======== Dataset content
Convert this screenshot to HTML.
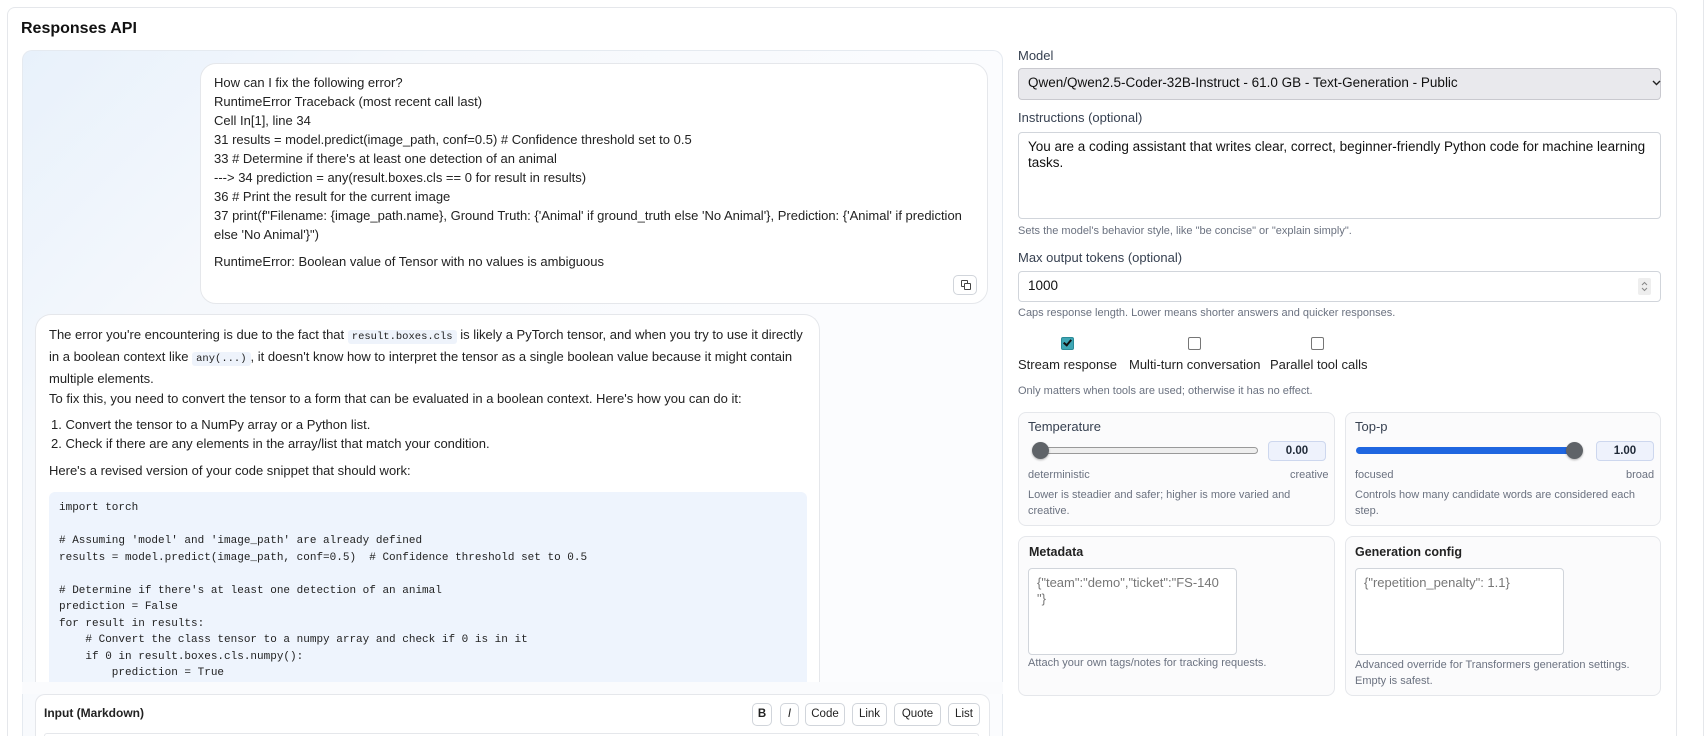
<!DOCTYPE html>
<html><head><meta charset="utf-8"><style>
*{box-sizing:border-box;margin:0;padding:0}
html,body{width:1708px;height:736px;overflow:hidden}
body{background:#fff;font-family:"Liberation Sans",sans-serif;color:#1f2937}
#w{position:relative;width:1708px;height:736px;overflow:hidden}
.a{position:absolute;white-space:nowrap}
.card{position:absolute;left:7px;top:7px;width:1670px;height:729px;border:1px solid #e5e7eb;border-bottom:none;border-radius:8px 8px 0 0}
.chat{position:absolute;left:22px;top:50px;width:981px;height:686px;border-radius:10px 10px 0 0;border:1px solid #e5eaf0;border-bottom:none;background:linear-gradient(135deg,#e8f1fb 0%,#f5f8fc 25%,#fbfcfe 60%)}
.ub{position:absolute;left:200px;top:63px;width:788px;height:241px;background:#fff;border:1px solid #e5e7eb;border-radius:16px}
.ab{position:absolute;left:35px;top:314px;width:785px;height:380px;background:#fff;border:1px solid #e5e7eb;border-bottom:none;border-radius:16px 16px 0 0}
.t{font-size:13px;color:#222;line-height:19px}
.code{position:absolute;left:49px;top:492px;width:758px;height:190px;background:#eef4fd;border-radius:6px 6px 0 0}
.mono{font-family:"Liberation Mono",monospace;font-size:11px;color:#222}
.ic{font-family:"Liberation Mono",monospace;font-size:10.5px;background:#eef3fb;border-radius:3px;padding:1px 4px}
.inp{position:absolute;left:35px;top:694px;width:955px;height:42px;background:#fff;border:1px solid #e5e7eb;border-bottom:none;border-radius:10px 10px 0 0}
.btn{position:absolute;top:703px;height:23px;border:1px solid #d1d5db;border-radius:5px;background:#fff;font-size:11.5px;text-align:center;line-height:21px;color:#222}
.lbl{font-size:13px;color:#374151}
.hint{font-size:11px;color:#6b7280}
.box{position:absolute;border:1px solid #d1d5db;border-radius:4px;background:#fff}
.pc{position:absolute;border:1px solid #e5e7eb;border-radius:8px;background:#fbfbfc}
.cb{position:absolute;top:337px;width:13px;height:13px;border:1px solid #767676;border-radius:2px;background:#fff}
.val{position:absolute;top:441px;width:58px;height:20px;background:#eef2fc;border:1px solid #cdd7ee;border-radius:4px;font-size:11.5px;font-weight:bold;text-align:center;line-height:18px}
.thumb{position:absolute;width:17px;height:17px;border-radius:50%;background:#5f6368;box-shadow:0 1px 2px rgba(0,0,0,.3)}
</style></head><body><div id="w">
<div class="card"></div>
<div class="a" style="left:21px;top:20px;font-size:16px;font-weight:bold;color:#111">Responses API</div>
<div class="chat"></div>
<div class="ub"></div>
<div class="a t" style="left:214px;top:73px">How can I fix the following error?<br>RuntimeError Traceback (most recent call last)<br>Cell In[1], line 34<br>31 results = model.predict(image_path, conf=0.5) # Confidence threshold set to 0.5<br>33 # Determine if there's at least one detection of an animal<br>---&gt; 34 prediction = any(result.boxes.cls == 0 for result in results)<br>36 # Print the result for the current image<br>37 print(f"Filename: {image_path.name}, Ground Truth: {'Animal' if ground_truth else 'No Animal'}, Prediction: {'Animal' if prediction<br>else 'No Animal'}")</div>
<div class="a t" style="left:214px;top:252px">RuntimeError: Boolean value of Tensor with no values is ambiguous</div>
<div style="position:absolute;left:953px;top:275px;width:24px;height:20px;border:1px solid #d1d5db;border-radius:5px;background:#fff"><div style="position:absolute;left:7px;top:4px;width:7px;height:7px;border:1.2px solid #444;border-radius:1px"></div><div style="position:absolute;left:10px;top:7px;width:7px;height:7px;border:1.2px solid #444;border-radius:1px;background:#fff"></div></div>
<div class="ab"></div>
<div class="a t" style="left:49px;top:325px">The error you're encountering is due to the fact that <span class="ic">result.boxes.cls</span> is likely a PyTorch tensor, and when you try to use it directly<br>in a boolean context like <span class="ic">any(...)</span>, it doesn't know how to interpret the tensor as a single boolean value because it might contain<br>multiple elements.</div>
<div class="a t" style="left:49px;top:389px">To fix this, you need to convert the tensor to a form that can be evaluated in a boolean context. Here's how you can do it:</div>
<div class="a t" style="left:51px;top:415px">1. Convert the tensor to a NumPy array or a Python list.<br>2. Check if there are any elements in the array/list that match your condition.</div>
<div class="a t" style="left:49px;top:461px">Here's a revised version of your code snippet that should work:</div>
<div class="code"></div>
<pre class="mono" style="position:absolute;white-space:pre;left:59px;top:500px;line-height:16.5px">import torch

# Assuming 'model' and 'image_path' are already defined
results = model.predict(image_path, conf=0.5)  # Confidence threshold set to 0.5

# Determine if there's at least one detection of an animal
prediction = False
for result in results:
    # Convert the class tensor to a numpy array and check if 0 is in it
    if 0 in result.boxes.cls.numpy():
        prediction = True</pre>
<div style="position:absolute;left:22px;top:682px;width:981px;height:12px;background:#fafbfd"></div>
<div class="inp"></div>
<div class="a" style="left:44px;top:706px;font-size:12px;font-weight:bold;color:#222">Input (Markdown)</div>
<div style="position:absolute;left:44px;top:733px;width:935px;height:3px;border:1px solid #e5e7eb;border-bottom:none;border-radius:6px 6px 0 0"></div>
<div class="btn" style="left:752px;width:20px;font-weight:bold">B</div>
<div class="btn" style="left:780px;width:19px;font-style:italic">I</div>
<div class="btn" style="left:805px;width:40px">Code</div>
<div class="btn" style="left:852px;width:35px">Link</div>
<div class="btn" style="left:894px;width:47px">Quote</div>
<div class="btn" style="left:948px;width:32px">List</div>

<div class="a lbl" style="left:1018px;top:48px">Model</div>
<div class="box" style="left:1018px;top:68px;width:643px;height:32px;background:#e9e9ed;border-color:#c9c9cf"></div>
<div class="a" style="left:1028px;top:75px;font-size:13.5px;color:#111">Qwen/Qwen2.5-Coder-32B-Instruct - 61.0 GB - Text-Generation - Public</div>
<svg style="position:absolute;left:1652px;top:80px" width="9" height="6" viewBox="0 0 9 6"><path d="M1 1 L4.5 4.5 L8 1" fill="none" stroke="#222" stroke-width="1.4"/></svg>
<div class="a lbl" style="left:1018px;top:110px">Instructions (optional)</div>
<div class="box" style="left:1018px;top:132px;width:643px;height:87px"></div>
<div class="a" style="left:1028px;top:139px;font-size:13.5px;color:#111;line-height:16px">You are a coding assistant that writes clear, correct, beginner-friendly Python code for machine learning<br>tasks.</div>
<div class="a hint" style="left:1018px;top:225px">Sets the model's behavior style, like "be concise" or "explain simply".</div>
<div class="a lbl" style="left:1018px;top:250px">Max output tokens (optional)</div>
<div class="box" style="left:1018px;top:271px;width:643px;height:31px"></div>
<div class="a" style="left:1028px;top:278px;font-size:13.5px;color:#111">1000</div>
<svg style="position:absolute;left:1638px;top:278px" width="13" height="17" viewBox="0 0 13 17"><rect width="13" height="17" rx="2" fill="#eee"/><path d="M4 7 L6.5 4.5 L9 7 M4 10 L6.5 12.5 L9 10" fill="none" stroke="#888" stroke-width="1"/></svg>
<div class="a hint" style="left:1018px;top:307px">Caps response length. Lower means shorter answers and quicker responses.</div>
<div class="cb" style="left:1061px;background:#3fa7b5;border-color:#2b8b98"><div style="position:absolute;left:3px;top:0px;width:5px;height:8px;border-right:2px solid #111;border-bottom:2px solid #111;transform:rotate(40deg)"></div></div>
<div class="cb" style="left:1188px"></div>
<div class="cb" style="left:1311px"></div>
<div class="a lbl" style="left:1018px;top:357px;color:#222">Stream response</div>
<div class="a lbl" style="left:1129px;top:357px;color:#222">Multi-turn conversation</div>
<div class="a lbl" style="left:1270px;top:357px;color:#222">Parallel tool calls</div>
<div class="a hint" style="left:1018px;top:385px">Only matters when tools are used; otherwise it has no effect.</div>

<div class="pc" style="left:1018px;top:412px;width:317px;height:114px"></div>
<div class="pc" style="left:1345px;top:412px;width:316px;height:114px"></div>
<div class="a lbl" style="left:1028px;top:419px">Temperature</div>
<div style="position:absolute;left:1038px;top:447px;width:220px;height:7px;border:1px solid #999;border-radius:4px;background:#eee"></div>
<div class="thumb" style="left:1032px;top:442px"></div>
<div class="val" style="left:1268px">0.00</div>
<div class="a hint" style="left:1028px;top:469px">deterministic</div>
<div class="a hint" style="left:1290px;top:469px">creative</div>
<div class="a hint" style="left:1028px;top:487px;line-height:16px">Lower is steadier and safer; higher is more varied and<br>creative.</div>
<div class="a lbl" style="left:1355px;top:419px">Top-p</div>
<div style="position:absolute;left:1356px;top:447px;width:220px;height:7px;border-radius:4px;background:#1f66e0"></div>
<div class="thumb" style="left:1566px;top:442px"></div>
<div class="val" style="left:1596px">1.00</div>
<div class="a hint" style="left:1355px;top:469px">focused</div>
<div class="a hint" style="left:1626px;top:469px">broad</div>
<div class="a hint" style="left:1355px;top:487px;line-height:16px">Controls how many candidate words are considered each<br>step.</div>

<div class="pc" style="left:1018px;top:536px;width:317px;height:160px"></div>
<div class="pc" style="left:1345px;top:536px;width:316px;height:160px"></div>
<div class="a" style="left:1029px;top:545px;font-size:12.5px;font-weight:bold;color:#222">Metadata</div>
<div class="box" style="left:1028px;top:568px;width:209px;height:87px"></div>
<div class="a" style="left:1037px;top:575px;font-size:13px;color:#777;line-height:16px">{"team":"demo","ticket":"FS-140<br>"}</div>
<div class="a hint" style="left:1028px;top:657px">Attach your own tags/notes for tracking requests.</div>
<div class="a" style="left:1355px;top:545px;font-size:12.5px;font-weight:bold;color:#222">Generation config</div>
<div class="box" style="left:1355px;top:568px;width:209px;height:87px"></div>
<div class="a" style="left:1364px;top:575px;font-size:13px;color:#777">{"repetition_penalty": 1.1}</div>
<div class="a hint" style="left:1355px;top:657px;line-height:16px">Advanced override for Transformers generation settings.<br>Empty is safest.</div>
<div style="position:absolute;left:1703px;top:0;width:1px;height:736px;background:#e5e7eb"></div>
</div></body></html>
================
• _Aim of the task_: Only lines with "this" are wanted here; list each of them.

• _Exercise solution_:
Convert this screenshot to HTML.
<div class="a t" style="left:49px;top:389px">To fix this, you need to convert the tensor to a form that can be evaluated in a boolean context. Here's how you can do it:</div>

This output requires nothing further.